Спустя еще какое–то время меня пригласили в Союз писателей. Дескать, ЦК предлагает еще раз обсудить проблему Ниды и поставить меня на место.
— Ставьте. Сами выбирали, сами обязывали, сами и продавайте. — Ничего другого я ответить не мог.
На очередном собрании докладчик Антанас Дрилинга очень осторожно, намеками, высказался, что в том месте, где говорится против нефти, не все гладко, что я превысил свои полномочия, а два представителя ЦК С. Ренчис и Ю. Палецкис промолчали, как будто эта проблема их вообще не интересовала. Моя комиссия из пяти человек даже не пикнула, только Кейдошюс с места тут же от меня открестился:
— Я ничего не знаю, это инициатива Петкявичюса. Он и литовский вариант опубликовал без правки, и гонорар получил один…

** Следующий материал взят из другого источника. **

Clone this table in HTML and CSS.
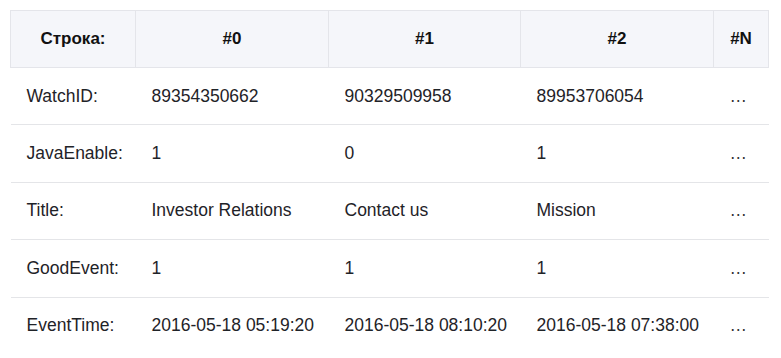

Я долго не мог понять, где собака зарыта, пока Статулявичюс не объяснил мне, что в своей статье я выдал государственную тайну, указав, что на шельфе Д–б запасы нефти составляют только 8,5 миллиона тонн. Стало необычайно обидно. Каждый писатель уже хорошознал, под каким текстом он подписался, еще лучше понял, как статью исказила Москва, но молчал. Барахтайся, как угодно. Хотя сердцем я чувствовал, что они меня поддерживают, только боятся рты раскрыть. Спасибо Дрилинге, что он каким–то образом отписался, и меня больше не трогали, только он мне дружески посетовал:
— И умеешь же ты плодить себе врагов.
С собрания мы возвращались пешком. Когда все разошлись восвояси, я, прощаясь у подъезда с Юстинасом Марцинкявичюсом, сказал:
— Ты знаменитый поэт, депутат, утебя столько почетных регалий… Будь человеком, помоги мне с этой Нидой. Ведь остановиться невозможно.
Он помолчал, а потом откровенно, с такой жалобной и дружеской улыбкой ответил:
— Дружище, я всегда завидовал твоей смелости, а я трус… Лучше оставь меня в покое.
Это было сказано действительно очень поэтично: я трус, а ты храбрец. Ведь невозможно за такую самоуничижительную критику сердиться на человека, тем более, на друга, а помощи — никакой, но и за это невозможно гневаться, ведь ты — смелый человек.
Я стал еще более одиноким, когда меня предали такие уважаемые люди, которые поставили свои подписи и думали, что одно только их имя сотворит чудо. Крапива, вплетенная в венчающие их лавровые венки, их не устраивала. Мне было наплевать на гришкявичюсов, юршенасов, куолялисов, но что так поступят писатели, честное слово, я не мог предполагать. Оказывается, живешь в коллективе, утопаешь в серых буднях, все это нормально; хорошо, что ты такой же, как и все, но стоит тебе вырваться вперед, тут же начинаешь чувствовать отчужденность, одиночество, словно каменная баба в степи. Чем больше смотришь на товарищей, тем чаще видишь только самого себя, сомневающегося и не понимающего, почему тихий подчиняется окрику, большой поэт — задрипанному чинуше, ученый — рядовому невежде, а инженер душ — придурковатой цыганке. Почему в случае опасности товарищи выбирают тех, кто смелее, честнее?.. Неужели только потому, что за их спинами можно лучше спрятаться? А когда опасность проходит, они снова смело сходятся, чтобы судить тебя? И, опять–таки, неужели только для того, чтобы оправдать свое бездействие и страх?